UBC Theses and Dissertations

UBC Theses Logo

UBC Theses and Dissertations

The application of passive techniques in housing design in hot and dry climates, with special emphasis on India Kanetkar, Raminder B.


This research focussed on the identification, evaluation and recommendation of passive design strategies suitable for housing design in hot and dry climates in India. The term 'passive' refers to those design techniques which, in order to enhance thermal comfort, utilize the favourable and mininimize the unfavourable elements of the local climate. The objective of the research was to determine means by which reliance on mechanical means of achieving comfort and associated socio-economic costs can be minimized. The thesis is divided into two parts. The first part identifies and evaluates the passive design techniques used in the dwellings of pre-industrial and post-industrial cities located in hot and dry region in India. Climate, environmental problems (primarily cooling), and indoor comfort criteria were analysed to establish preliminary criteria for evaluating the thermal performance of design techniques. The main objective was to enable designers to identify those techniques which can be used in contemporary dwelling designs. The second part proposes strategies to incorporate passive techniques in contemporary housing design. General strategies recommended at various levels of design include the following: -minimize solar gain -minimize conductive heat flow -promote ventilation -minimize internal heat gains -promote radiant cooling -delay periodic heat flow -promote evaporative cooling -control high velocity wind -control glare These strategies, which recognize the comfort-related needs of dwelling occupants, promote the use of local construction practices. The application of passive techniques presents architects with a considerable scope for creativity in housing design. However, at the outset, it is necessary to define priorities in the selection of design strategies, and to ensure these priorities are addressed through each level of design.
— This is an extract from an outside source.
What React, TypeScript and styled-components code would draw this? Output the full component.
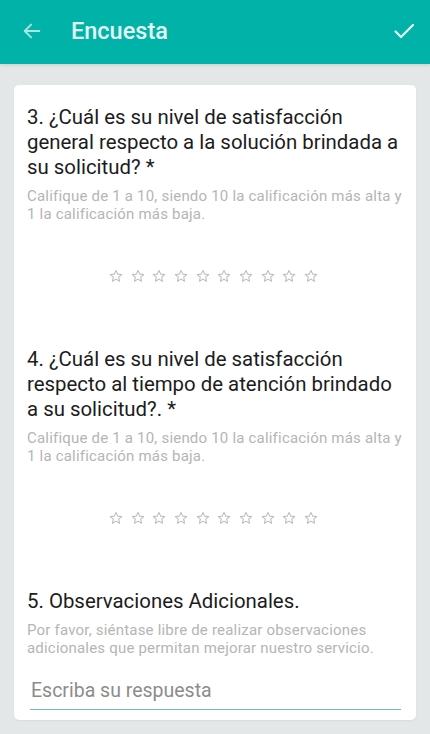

The strategies selected in this thesis emphasize the need for minimizing heat gain during day time, and maximizing heat loss at night. It is concluded from this research that the application of passive techniques in contemporary housing design allows for maintenance of most thermal comfort needs, thereby reducing reliance on mechanical means of control. At the same time, the use of passive techniques provides a potential for the housing designs to respond effectively to certain socio-cultural needs of the occupants.